DATA SECTION =>
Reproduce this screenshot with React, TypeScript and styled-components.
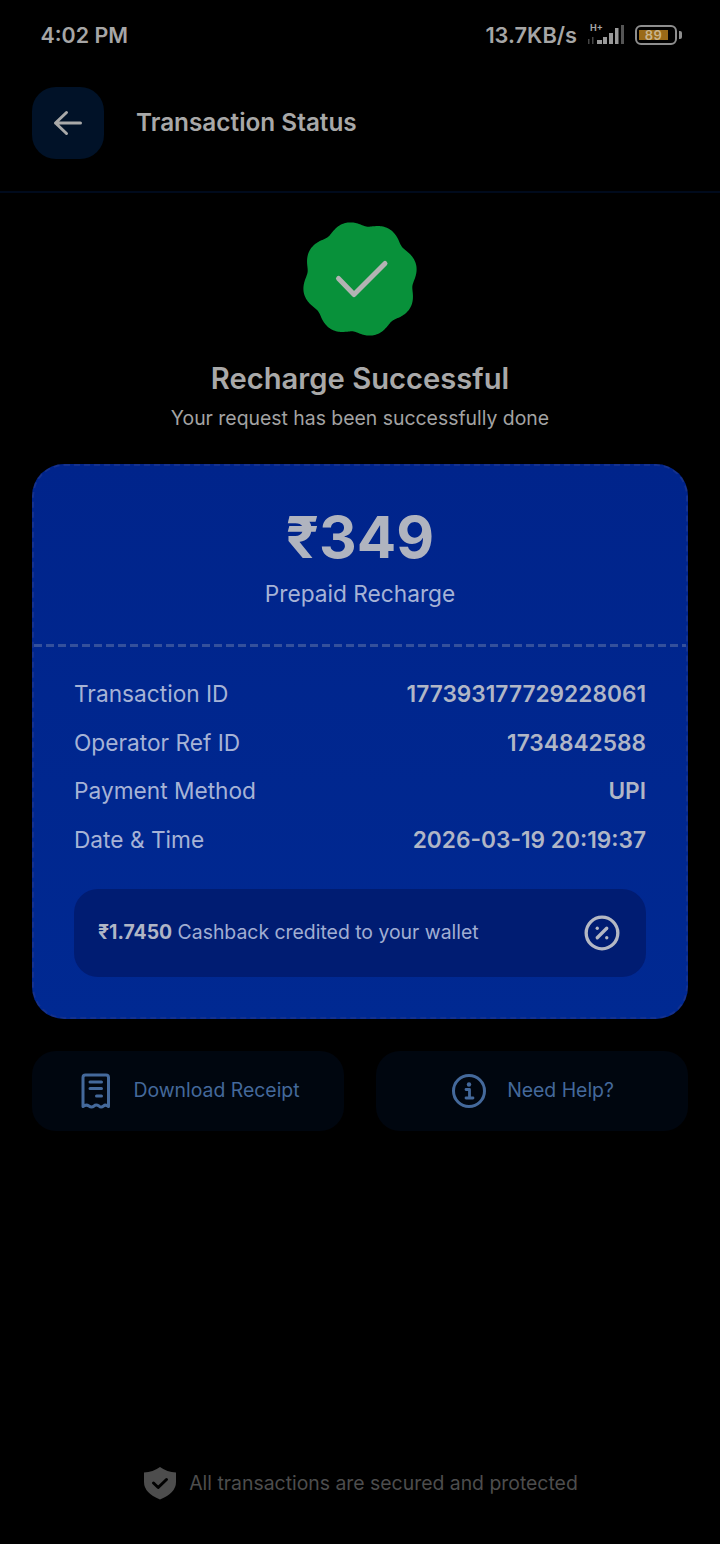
import React from 'react';
import styled, { createGlobalStyle } from 'styled-components';
import { CirclePercent } from 'lucide-react';

const GlobalStyle = createGlobalStyle`
  html, body {
    margin: 0;
    padding: 0;
    background: #000;
  }
  * {
    box-sizing: border-box;
  }
`;

const Page = styled.div`
  width: 720px;
  height: 1544px;
  background: #000;
  display: flex;
  flex-direction: column;
  font-family: Inter, "Noto Sans", sans-serif;
  color: #b3b3b3;
  overflow: hidden;
`;

const StatusBar = styled.div`
  height: 70px;
  padding: 0 37px 0 40.5px;
  display: flex;
  align-items: center;
  justify-content: space-between;
  font-size: 21.8px;
  font-weight: 600;
  color: #a6a6a6;
`;

const Clock = styled.span`
  font-size: 21.4px;
`;

const StatusRight = styled.div`
  display: flex;
  align-items: center;
  gap: 9px;
`;

const Signal = styled.div`
  position: relative;
  width: 38px;
  height: 24px;
`;

const SignalTag = styled.span`
  position: absolute;
  left: 4px;
  top: 0;
  font-size: 9px;
  line-height: 9px;
  font-weight: 700;
  color: #a6a6a6;
`;

const Battery = styled.div`
  width: 48px;
  height: 20px;
  margin-left: 2px;
  position: relative;
`;

const BatteryBody = styled.div`
  width: 42px;
  height: 20px;
  border: 2.5px solid #8e8e8e;
  border-radius: 6px;
  padding: 3px 2px;
  &::after {
    content: '';
    position: absolute;
    left: 44px;
    top: 6px;
    width: 2.5px;
    height: 8px;
    border-radius: 0 2px 2px 0;
    background: #8e8e8e;
  }
`;

const BatteryFill = styled.div`
  width: 29px;
  height: 10px;
  background: #9a6a17;
  font-size: 13px;
  line-height: 10px;
  font-weight: 600;
  text-align: center;
  color: #c9b48c;
  letter-spacing: 0.5px;
`;

const Header = styled.div`
  padding: 17px 32px 32px;
  display: flex;
  align-items: center;
  gap: 32px;
  border-bottom: 2px solid #000a1c;
`;

const BackButton = styled.div`
  width: 72px;
  height: 72px;
  border-radius: 24px;
  background: #011228;
  display: flex;
  align-items: center;
  justify-content: center;
`;

const HeaderTitle = styled.div`
  padding-bottom: 2px;
  font-size: 24.35px;
  font-weight: 600;
  color: #a8a8a8;
`;

const Hero = styled.div`
  padding-top: 29px;
  display: flex;
  flex-direction: column;
  align-items: center;
`;

const SuccessTitle = styled.div`
  margin-top: 23px;
  font-size: 29.2px;
  line-height: 40px;
  font-weight: 600;
  color: #a9a9a9;
`;

const SuccessSub = styled.div`
  margin-top: 4px;
  font-size: 19.4px;
  line-height: 30px;
  color: #a3a3a3;
`;

const Card = styled.div`
  margin: 31px 32px 0;
  height: 555px;
  border: 2px dashed #14318e;
  border-radius: 32px;
  background: linear-gradient(180deg, #00248b 0%, #002992 100%);
  background-origin: border-box;
  display: flex;
  flex-direction: column;
`;

const CardTop = styled.div`
  height: 178px;
  padding-top: 34px;
  text-align: center;
`;

const Amount = styled.div`
  font-size: 58.4px;
  line-height: 74px;
  font-weight: 700;
  color: #b0b4bf;
`;

const AmountLabel = styled.div`
  margin-top: 6px;
  font-size: 22.7px;
  line-height: 28px;
  color: #a6b3d6;
`;

const DashedLine = styled.div`
  height: 3px;
  background: repeating-linear-gradient(90deg, #34509c 0 8px, transparent 8px 12px);
`;

const CardBody = styled.div`
  flex: 1;
  padding: 33px 40px 40px;
  display: flex;
  flex-direction: column;
`;

const Rows = styled.div`
  display: flex;
  flex-direction: column;
  gap: 20.6px;
`;

const Row = styled.div`
  display: flex;
  justify-content: space-between;
  height: 28px;
  line-height: 28px;
  font-size: 22.7px;
`;

const RowLabel = styled.span`
  color: #a6b3d6;
`;

const RowValue = styled.span`
  font-weight: 600;
  color: #b0b6c6;
`;

const Cashback = styled.div`
  margin-top: 35px;
  height: 88px;
  padding: 0 24px;
  border-radius: 24px;
  background: #001c72;
  display: flex;
  align-items: center;
  justify-content: space-between;
  font-size: 19.4px;
  color: #a0aed2;
  span {
    padding-bottom: 2px;
  }
  b {
    font-weight: 700;
    color: #b0b6c6;
  }
  svg {
    color: #b4b8c4;
    margin-right: 1px;
  }
`;

const Actions = styled.div`
  margin: 32px 32px 0;
  display: grid;
  grid-template-columns: 1fr 1fr;
  gap: 32px;
`;

const ActionButton = styled.div`
  height: 80px;
  border-radius: 24px;
  background: #00060f;
  display: flex;
  align-items: center;
  justify-content: center;
  gap: 21px;
  font-size: 19.4px;
  color: #44699b;
  span {
    padding-bottom: 2px;
  }
`;

const Footer = styled.div`
  margin-top: auto;
  padding-bottom: 43px;
  display: flex;
  align-items: center;
  justify-content: center;
  gap: 13px;
  font-size: 19.4px;
  line-height: 36px;
  color: #4d4d4d;
`;

const badgePath = () => {
  const points: string[] = [];
  const offset = (-15 * Math.PI) / 180;
  for (let i = 0; i < 320; i++) {
    const a = (i / 320) * Math.PI * 2;
    const c = Math.cos(4 * (a - offset));
    // broad lobes, soft valleys
    const r = 50 + 7.35 * Math.sqrt(c * c + 0.15);
    const x = 58 + r * Math.sin(a);
    const y = 58 - r * Math.cos(a);
    points.push(`${x.toFixed(2)} ${y.toFixed(2)}`);
  }
  return `M${points.join('L')}Z`;
};

const BadgeSvg = styled.svg`
  margin: -1px;
`;

const SuccessBadge = () => (
  <BadgeSvg width="116" height="116" viewBox="0 0 116 116">
    <path d={badgePath()} fill="#08913a" />
    <path d="M36.5 57.5 L52 73.5 L83 42.5" fill="none" stroke="#b3b3b3" strokeWidth="5" strokeLinecap="round" strokeLinejoin="round" />
  </BadgeSvg>
);

const BackArrow = () => (
  <svg width="30" height="26" viewBox="0 0 30 26" fill="none" stroke="#a9a9a9" strokeWidth="3" strokeLinecap="round" strokeLinejoin="round">
    <path d="M2.5 13 H27.5 M13.5 2.5 L2.5 13 L13.5 23.5" />
  </svg>
);

const SignalBars = () => (
  <svg width="38" height="24" viewBox="0 0 38 24" fill="#9a9a9a">
    <rect x="2" y="16" width="1.5" height="5" opacity="0.45" />
    <rect x="6" y="14" width="1.5" height="7" opacity="0.45" />
    <rect x="11" y="17" width="5" height="4" />
    <rect x="17" y="14" width="4" height="7" />
    <rect x="23" y="10" width="4" height="11" />
    <rect x="29" y="5" width="3.5" height="16" />
    <rect x="35" y="2" width="3" height="19" opacity="0.55" />
  </svg>
);

const ReceiptIcon = () => (
  <svg width="36" height="36" viewBox="0 0 36 36" fill="none" stroke="#44699b" strokeWidth="3" strokeLinecap="round" strokeLinejoin="round">
    <path d="M7 33.5 V4.5 Q7 2 9.5 2 H30 Q32.5 2 32.5 4.5 V33.5 Q29.5 31 27.5 33 Q25 35 23 33 Q20 31 18 33 Q15.5 35 13 33 Q10 31 7 33.5 Z" />
    <path d="M14 9 H25.5 M14 15.5 H25.5 M20.5 23 H25.5" />
  </svg>
);

const InfoIcon = () => (
  <svg width="36" height="36" viewBox="0 0 36 36" fill="none">
    <circle cx="19" cy="18" r="15.5" stroke="#44699b" strokeWidth="3" />
    <circle cx="19" cy="11.5" r="2.2" fill="#44699b" />
    <path d="M16 16.5 H19.5 V24.5 M16 25 H23" stroke="#44699b" strokeWidth="2.8" strokeLinecap="round" strokeLinejoin="round" />
  </svg>
);

const ShieldIcon = () => (
  <svg width="34" height="34" viewBox="0 0 34 34">
    <path d="M18 1 Q25 6 34 6.5 V16 Q34 27 18 33.5 Q2 27 2 16 V6.5 Q11 6 18 1 Z" fill="#4d4d4d" />
    <path d="M11.5 17 L16.2 21.5 L24.5 13.5" fill="none" stroke="#000" strokeWidth="3" strokeLinecap="round" strokeLinejoin="round" />
  </svg>
);

const rows = [
  ['Transaction ID', '177393177729228061'],
  ['Operator Ref ID', '1734842588'],
  ['Payment Method', 'UPI'],
  ['Date & Time', '2026-03-19 20:19:37'],
];

export default function App() {
  return (
    <Page>
      <GlobalStyle />
      <StatusBar>
        <Clock>4:02 PM</Clock>
        <StatusRight>
          <span>13.7KB/s</span>
          <Signal>
            <SignalTag>H+</SignalTag>
            <SignalBars />
          </Signal>
          <Battery>
            <BatteryBody>
              <BatteryFill>89</BatteryFill>
            </BatteryBody>
          </Battery>
        </StatusRight>
      </StatusBar>
      <Header>
        <BackButton>
          <BackArrow />
        </BackButton>
        <HeaderTitle>Transaction Status</HeaderTitle>
      </Header>
      <Hero>
        <SuccessBadge />
        <SuccessTitle>Recharge Successful</SuccessTitle>
        <SuccessSub>Your request has been successfully done</SuccessSub>
      </Hero>
      <Card>
        <CardTop>
          <Amount>₹349</Amount>
          <AmountLabel>Prepaid Recharge</AmountLabel>
        </CardTop>
        <DashedLine />
        <CardBody>
          <Rows>
            {rows.map(([label, value]) => (
              <Row key={label}>
                <RowLabel>{label}</RowLabel>
                <RowValue>{value}</RowValue>
              </Row>
            ))}
          </Rows>
          <Cashback>
            <span>
              <b>₹1.7450</b> Cashback credited to your wallet
            </span>
            <CirclePercent size={38} strokeWidth={2.1} />
          </Cashback>
        </CardBody>
      </Card>
      <Actions>
        <ActionButton>
          <ReceiptIcon />
          <span>Download Receipt</span>
        </ActionButton>
        <ActionButton>
          <InfoIcon />
          <span>Need Help?</span>
        </ActionButton>
      </Actions>
      <Footer>
        <ShieldIcon />
        <span>All transactions are secured and protected</span>
      </Footer>
    </Page>
  );
}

WHAT YOU HAVE TO DO =>
Isolate the lines that hold the word "components" and copy all of them.

FINAL RESULT =>
Reproduce this screenshot with React, TypeScript and styled-components.
import styled, { createGlobalStyle } from 'styled-components';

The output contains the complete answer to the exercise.